Short's Buys Groople, Eyes Mtgs.
February 02, 2009 - 12:00 AM ET
By Seth Harris
Short's Travel Management in April plans to launch a new product that enables corporations to book hotel meeting space and amenities, after integrating its proprietary technology with that of online group hotel booking technology provider Groople, which it acquired last month.
The new product also will allow booking of food and beverage and audiovisual services. It will use a new application programming interface to directly connect with properties and chains that support the technology, said Short's president and CEO David LeCompte. The tool will launch with one Short's corporate account that spends more than $20 million on meetings per year. A broader product rollout for non-Short's clients is scheduled for 60 days later.
One major hotel chain already has signed on to share its inventory content using the new API, according to LeCompte. It enables administrators to book up to 50 hotel rooms and automatically process a reservation and pricing request instead of waiting for individual properties to respond to requests for proposals.
Groople's previous booking platform, which launched in 2004, was designed for booking multiple hotel rooms primarily for incentive travel, small groups and sports travel, LeCompte said.
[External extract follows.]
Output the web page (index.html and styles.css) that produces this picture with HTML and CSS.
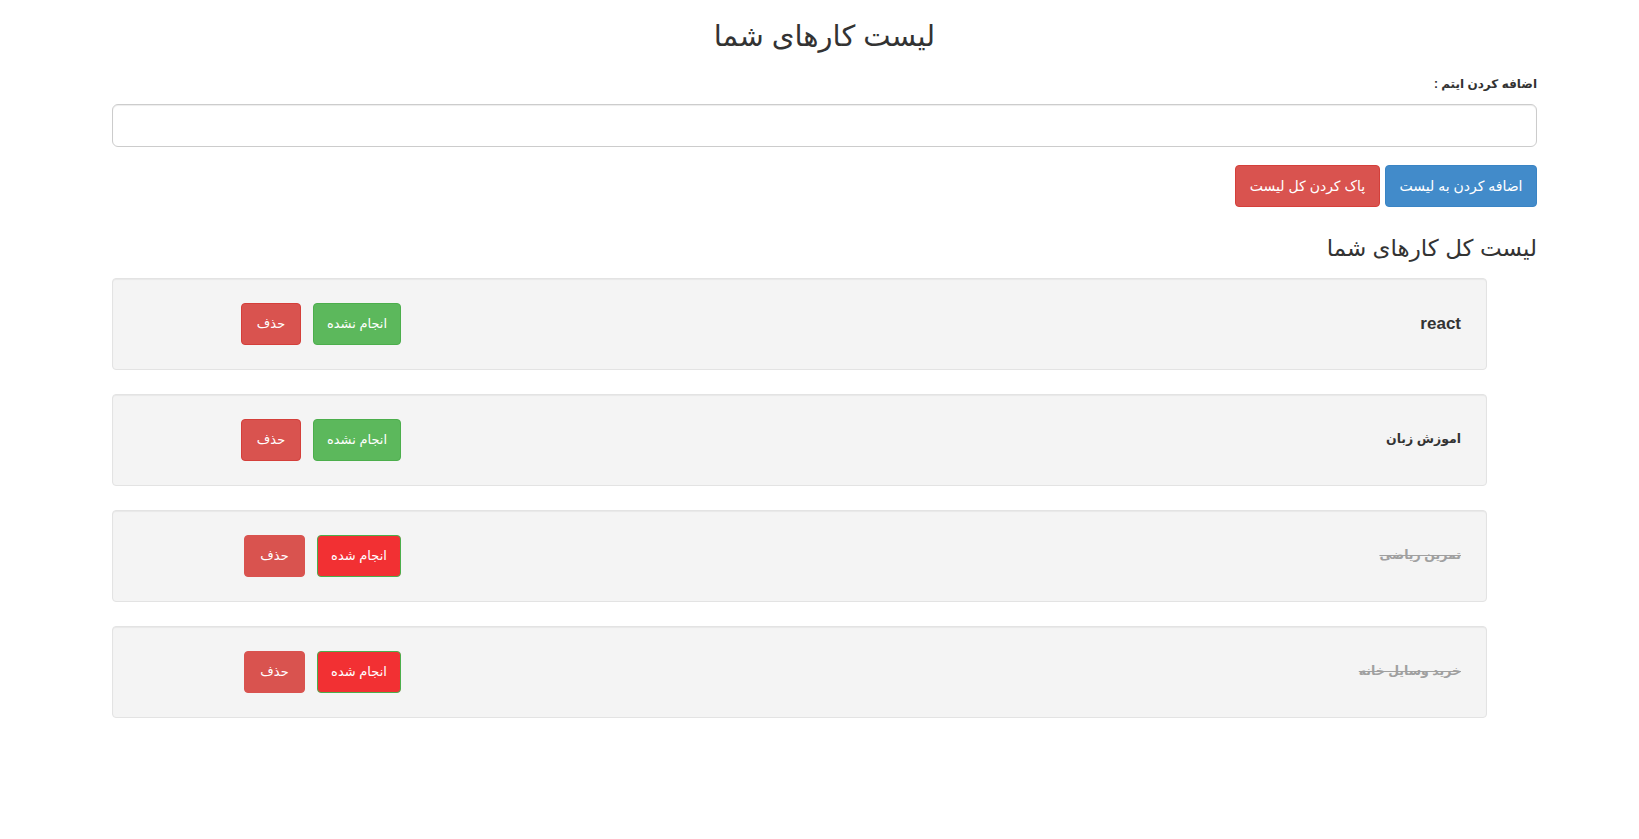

The acquisition price was undisclosed. According to LeCompte, the two companies began discussing possibilities for an acquisition in March 2008, but Groople's venture capital owners, who invested $20 million into the company, were asking too high a price and the difficulties in combining technologies for a joint venture were too great.
The acquisition was completed in December, but the technology teams had worked on the new product since the acquisition was agreed to "in late October, early November when their dynamic changed where someone was looking to acquire them and that fell through and we stepped in."